In scenarios where a sample is selected from a large population, like a study surveying car dealers, the average earnings or values recorded can provide an insight into the population mean. In our exercise, the sample mean was \(\$290\), indicating the average profit per car sold among the sampled dealers. Using this, along with other statistical tools, we construct a confidence interval to estimate the range in which the true population mean will fall with a certain level of confidence.

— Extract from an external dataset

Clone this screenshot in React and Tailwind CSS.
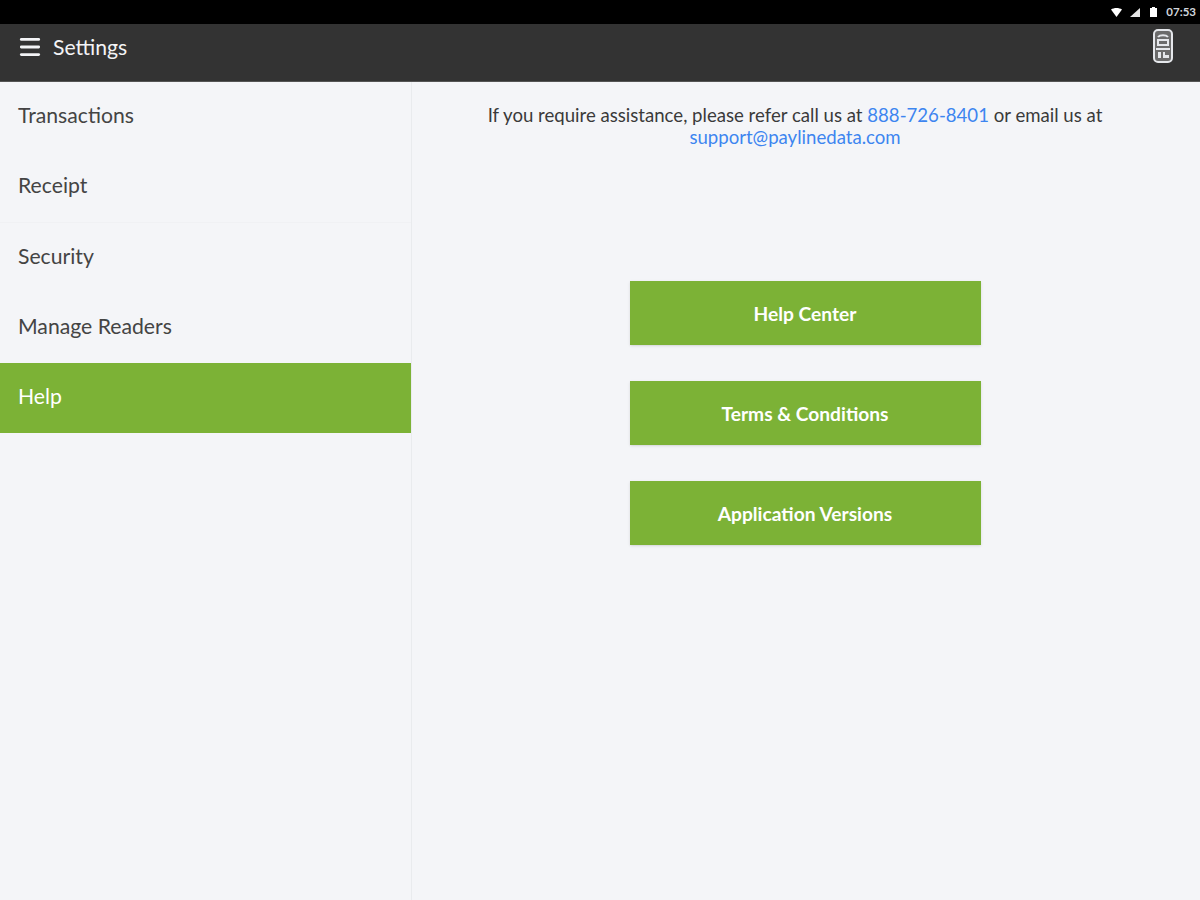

The t-distribution is a useful tool when working with small samples and unknown population variances. It is similar to the normal distribution but has heavier tails, which accounts for the additional uncertainty due to the smaller sample size.
In the given exercise, since the sample size is only 20, we apply the t-distribution. A critical aspect of using the t-distribution is determining the degrees of freedom, which is calculated as \(n-1\). For our problem, that’s \(20-1 = 19\) degrees of freedom. The t-score can then be obtained from a t-table, which for a 95% confidence level and 19 degrees of freedom, is approximately 2.093.
This t-score helps adjust for variability and provides a multiplier for the standard error, leading us toward calculating the confidence interval accurately.

The standard error of the mean is crucial when estimating how much the sample mean \(\bar{x}\) is expected to vary from the true population mean due to sampling variability. It provides a measure of the statistical accuracy of an estimate.
The standard error is calculated using the formula: \[ SE = \frac{s}{\sqrt{n}} \]Here, \(s\) represents the sample standard deviation, and \(n\) is the sample size.
In our example, with \(s = 125\) and \(n = 20\), the standard error calculated is approximately \(27.95\).
This value gives us an idea of how "spread out" our sample mean might be around the population mean. A smaller standard error indicates a more precise estimate of the population mean. The standard error is integral to determining the margin of error, which will further aid in building the confidence interval.

The margin of error quantifies the range that the sample mean is likely to lie within concerning the true population mean with a specified confidence level. It directly influences the width of the confidence interval.
To compute the margin of error, we multiply the standard error of the mean by the appropriate t-score: \[ ME = t \times SE \]In our problem, the previously calculated standard error is \(27.95\), and the t-score for a 95% confidence level with 19 degrees of freedom is 2.093.
Thus, the margin of error is calculated as \(2.093 \times 27.95 \approx 58.47\).
This margin of error depicts the maximum expected difference between the sample mean and the population mean at the 95% confidence level. By adding and subtracting this margin from the sample mean, we form the confidence interval, indicating the range likely containing the true population mean.